Your instructions>
Return all lines from the listing below in which the string "styles" occurs.

Data excerpt>
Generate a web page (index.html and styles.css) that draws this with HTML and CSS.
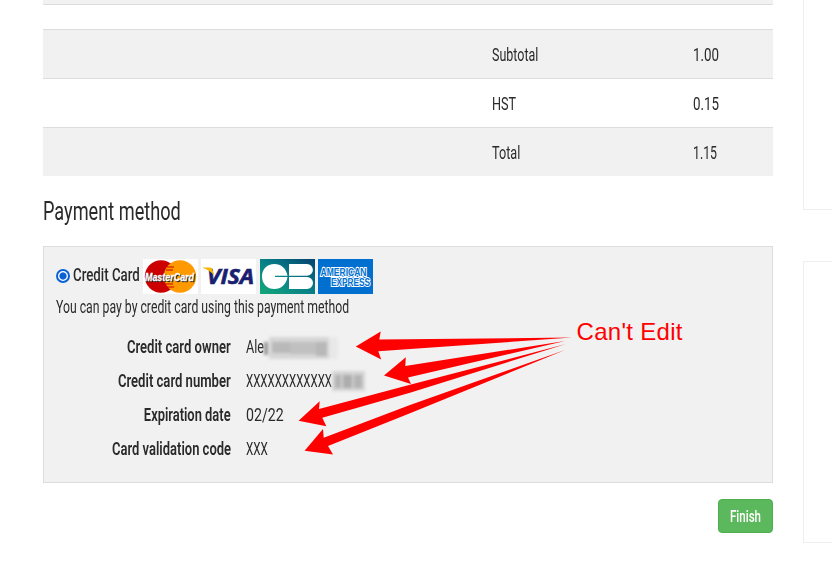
FILE: index.html
```html
<!DOCTYPE html>
<html lang="en">
<head>
    <meta charset="UTF-8">
    <meta name="viewport" content="width=device-width, initial-scale=1.0">
    <title>Payment method</title>
    <link rel="stylesheet" href="styles.css">
</head>
<body>
    <div class="page">
        <main class="content">
            <div class="items-end"></div>

            <div class="totals">
                <div class="total-row">
                    <span class="total-label"><span class="fit" data-width="46">Subtotal</span></span>
                    <span class="total-value"><span class="fit" data-width="26">1.00</span></span>
                </div>
                <div class="total-row">
                    <span class="total-label"><span class="fit" data-width="24">HST</span></span>
                    <span class="total-value"><span class="fit" data-width="26">0.15</span></span>
                </div>
                <div class="total-row">
                    <span class="total-label"><span class="fit" data-width="28">Total</span></span>
                    <span class="total-value"><span class="fit" data-width="24">1.15</span></span>
                </div>
            </div>

            <h2><span class="fit" data-width="138">Payment method</span></h2>

            <div class="panel">
                <label class="method">
                    <span class="radio"></span>
                    <span class="method-name"><span class="fit" data-width="67">Credit Card</span></span>
                    <span class="cards">
                        <svg class="card" viewBox="0 0 55 35">
                            <rect width="55" height="35" fill="#fff"/>
                            <circle cx="18" cy="17.5" r="16.2" fill="#c00"/>
                            <circle cx="37" cy="17.5" r="16.2" fill="#f90"/>
                            <path d="M24 8h7M23 11h7M22 25h8M24 28h7" stroke="#c00" stroke-width="1.2"/>
                            <text class="mc-text mc-shadow" x="3" y="22.5" textLength="49" lengthAdjust="spacingAndGlyphs">MasterCard</text>
                            <text class="mc-text" x="2" y="21.5" textLength="49" lengthAdjust="spacingAndGlyphs">MasterCard</text>
                        </svg>
                        <svg class="card" viewBox="0 0 55 35">
                            <rect width="55" height="35" fill="#fff"/>
                            <text class="visa-text" x="6" y="25" textLength="47" lengthAdjust="spacingAndGlyphs">VISA</text>
                            <path d="M2 8.500h7q2 0 2.500 2l1.500 6q-4-5.500-11-7.500z" fill="#f7b600"/>
                        </svg>
                        <svg class="card" viewBox="0 0 55 35">
                            <defs>
                                <linearGradient id="cb" x1="0" y1="1" x2="1" y2="0">
                                    <stop offset="0" stop-color="#14a878"/>
                                    <stop offset=".5" stop-color="#078087"/>
                                    <stop offset="1" stop-color="#06416f"/>
                                </linearGradient>
                            </defs>
                            <rect width="55" height="35" fill="url(#cb)"/>
                            <path d="M27.500 16.800H15v1.200h12.500C26.500 25.500 21 30 14.500 30 7 30 2 24.500 2 17.400S7 5 14.500 5C21 5 26.500 9.500 27.500 16.800z" fill="#fff"/>
                            <path d="M29 5h18a5.900 5.900 0 0 1 0 11.800H29zM29 18h18a6 6 0 0 1 0 12H29z" fill="#fff"/>
                        </svg>
                        <svg class="card" viewBox="0 0 55 35">
                            <rect width="55" height="35" fill="#006fcf"/>
                            <text class="amex-text" x="2.500" y="16.500" textLength="46" lengthAdjust="spacingAndGlyphs">AMERICAN</text>
                            <text class="amex-text" x="13" y="27" textLength="39" lengthAdjust="spacingAndGlyphs">EXPRESS</text>
                        </svg>
                    </span>
                </label>
                <p class="description"><span class="fit" data-width="293">You can pay by credit card using this payment method</span></p>

                <dl class="details">
                    <dt><span class="fit fit-right" data-width="104">Credit card owner</span></dt>
                    <dd><span class="fit" data-width="18">Ale</span></dd>
                    <dt><span class="fit fit-right" data-width="113">Credit card number</span></dt>
                    <dd><span class="fit" data-width="86">XXXXXXXXXXXX</span></dd>
                    <dt><span class="fit fit-right" data-width="87">Expiration date</span></dt>
                    <dd><span class="fit" data-width="38">02/22</span></dd>
                    <dt><span class="fit fit-right" data-width="119">Card validation code</span></dt>
                    <dd><span class="fit" data-width="22">XXX</span></dd>
                </dl>
            </div>

            <div class="actions">
                <button class="btn"><span class="fit fit-center" data-width="31">Finish</span></button>
            </div>
        </main>

        <aside class="sidebar">
            <div class="box box-top"></div>
            <div class="box box-bottom"></div>
        </aside>
    </div>

    <!-- Annotation drawn over the form -->
    <svg class="notes" viewBox="0 0 832 572">
        <g class="mosaic">
            <rect x="264" y="342" width="4" height="13" fill="#999"/>
            <rect x="269" y="337" width="60" height="22" fill="#d6d6d6"/>
            <rect x="272" y="342" width="18" height="11" fill="#b9b9b9"/>
            <rect x="290" y="342" width="26" height="12" fill="#c0c0c0"/>
            <rect x="316" y="342" width="11" height="14" fill="#b8b8b8"/>
            <rect x="329" y="337" width="9" height="22" fill="#e8e8e8"/>
            <rect x="332" y="371" width="33" height="20" fill="#d4d4d4"/>
            <rect x="335" y="375" width="6" height="13" fill="#b4b4b4"/>
            <rect x="343" y="375" width="9" height="13" fill="#adadad"/>
            <rect x="354" y="375" width="8" height="13" fill="#b4b4b4"/>
        </g>
        <g class="arrows">
            <path d="M355.800 346.500L380.700 331.500 379.300 339.500 572 337.500 378.300 351.300 381.200 359.500z"/>
            <path d="M384 375.500L405.800 357.200 405.300 366 565 341 408 377.500 411 384z"/>
            <path d="M298.600 420.700L319.700 401.200 319 409 410 384.800 566 344 410 392.700 322.300 417.700 326.300 426.200z"/>
            <path d="M304.600 450.700L323 429 323.700 437.700 410 405 565 350 410 413.300 328 446 333 454.500z"/>
        </g>
        <text class="note-text" x="576.500" y="340" textLength="106">Can't Edit</text>
    </svg>

    <script>
        // Condense each text to the width it has in the narrow typeface
        document.querySelectorAll('.fit').forEach(el => {
            el.style.transform = `scaleX(${el.dataset.width / el.offsetWidth})`;
        });
    </script>
</body>
</html>
```
FILE: styles.css
```css
body {
    margin: 0;
    font-family: Roboto, "Liberation Sans", sans-serif;
    font-size: 19px;
    font-weight: 370;
    color: #2a2a2a;
    background: #fff;
    overflow: hidden;
}
.page {
    display: flex;
    justify-content: space-between;
    height: 572px;
    padding-left: 43px;
}
.content {
    width: 730px;
}
.fit {
    display: inline-block;
    white-space: nowrap;
    transform-origin: left;
}
.fit-right {
    transform-origin: right;
}
.fit-center {
    transform-origin: center;
}

/* Order totals */
.items-end {
    height: 4px;
    background: #f1f1f1;
    border-bottom: 1px solid #ddd;
}
.totals {
    margin-top: 24px;
}
.total-row {
    display: grid;
    grid-template-columns: 449px 201px 1fr;
    height: 48px;
    line-height: 50px;
    border-top: 1px solid #ddd;
}
.total-row:nth-child(odd) {
    background: #f1f1f1;
}
.total-label {
    grid-column: 2;
}
h2 {
    margin: 16px 0 14px;
    font-size: 25px;
    font-weight: 370;
    line-height: 40px;
}

/* Payment panel */
.panel {
    box-sizing: border-box;
    height: 237px;
    padding: 12px;
    background: #f1f1f1;
    border: 1px solid #ddd;
}
.method {
    display: flex;
    height: 35px;
    gap: 3px;
}
.radio {
    box-sizing: border-box;
    width: 14px;
    height: 14px;
    margin-top: 10px;
    border: 2px solid #0b62d6;
    border-radius: 50%;
    background: radial-gradient(circle, #0b62d6 3.2px, #fff 4px);
}
.method-name {
    width: 67px;
    font-weight: 500;
    line-height: 31px;
}
.cards {
    display: flex;
    gap: 3.4px;
}
.card {
    width: 55px;
    height: 35px;
}
.mc-text {
    font: italic bold 11.5px "Liberation Sans", sans-serif;
    fill: #fff;
    stroke: #fff;
    stroke-width: 0.3px;
}
.mc-shadow {
    fill: #222;
    stroke: #222;
}
.visa-text {
    font: italic bold 21.5px "Open Sans", sans-serif;
    fill: #1a1f71;
    stroke: #1a1f71;
    stroke-width: 0.6px;
}
.amex-text {
    font: bold 10px "Liberation Sans", sans-serif;
    fill: #006fcf;
    stroke: #fff;
    stroke-width: 2px;
    paint-order: stroke;
}
.description {
    margin: 0;
    line-height: 25px;
}
.details {
    display: grid;
    grid-template-columns: 175px 1fr;
    column-gap: 15px;
    grid-auto-rows: 34px;
    margin: 11px 0 0;
    line-height: 34px;
}
.details dt {
    display: flex;
    justify-content: flex-end;
    font-weight: 600;
}
.details dd {
    margin: 0;
}
.actions {
    display: flex;
    justify-content: flex-end;
    margin-top: 16px;
}
.btn {
    width: 55px;
    height: 34px;
    padding: 0;
    border: 1px solid #4cae4c;
    border-radius: 4px;
    background: #5cb85c;
    color: #fff;
    font-family: inherit;
    font-size: 16px;
    font-weight: 500;
}

/* Sidebar boxes, cut off at the window edge */
.sidebar {
    width: 29px;
}
.box {
    box-sizing: border-box;
    border: 1px solid #eee;
    border-right: 0;
}
.box-top {
    height: 210px;
    border-top: 0;
}
.box-bottom {
    height: 282px;
    margin-top: 51px;
}

/* Annotation layer */
.notes {
    position: absolute;
    top: 0;
    left: 0;
    width: 832px;
    height: 572px;
    pointer-events: none;
}
.mosaic {
    filter: blur(1.5px);
}
.arrows {
    fill: #f00;
}
.note-text {
    font: 24px "Liberation Sans", sans-serif;
    fill: #f00;
}
```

Finished task>
Generate a web page (index.html and styles.css) that draws this with HTML and CSS.
    <link rel="stylesheet" href="styles.css">
FILE: styles.css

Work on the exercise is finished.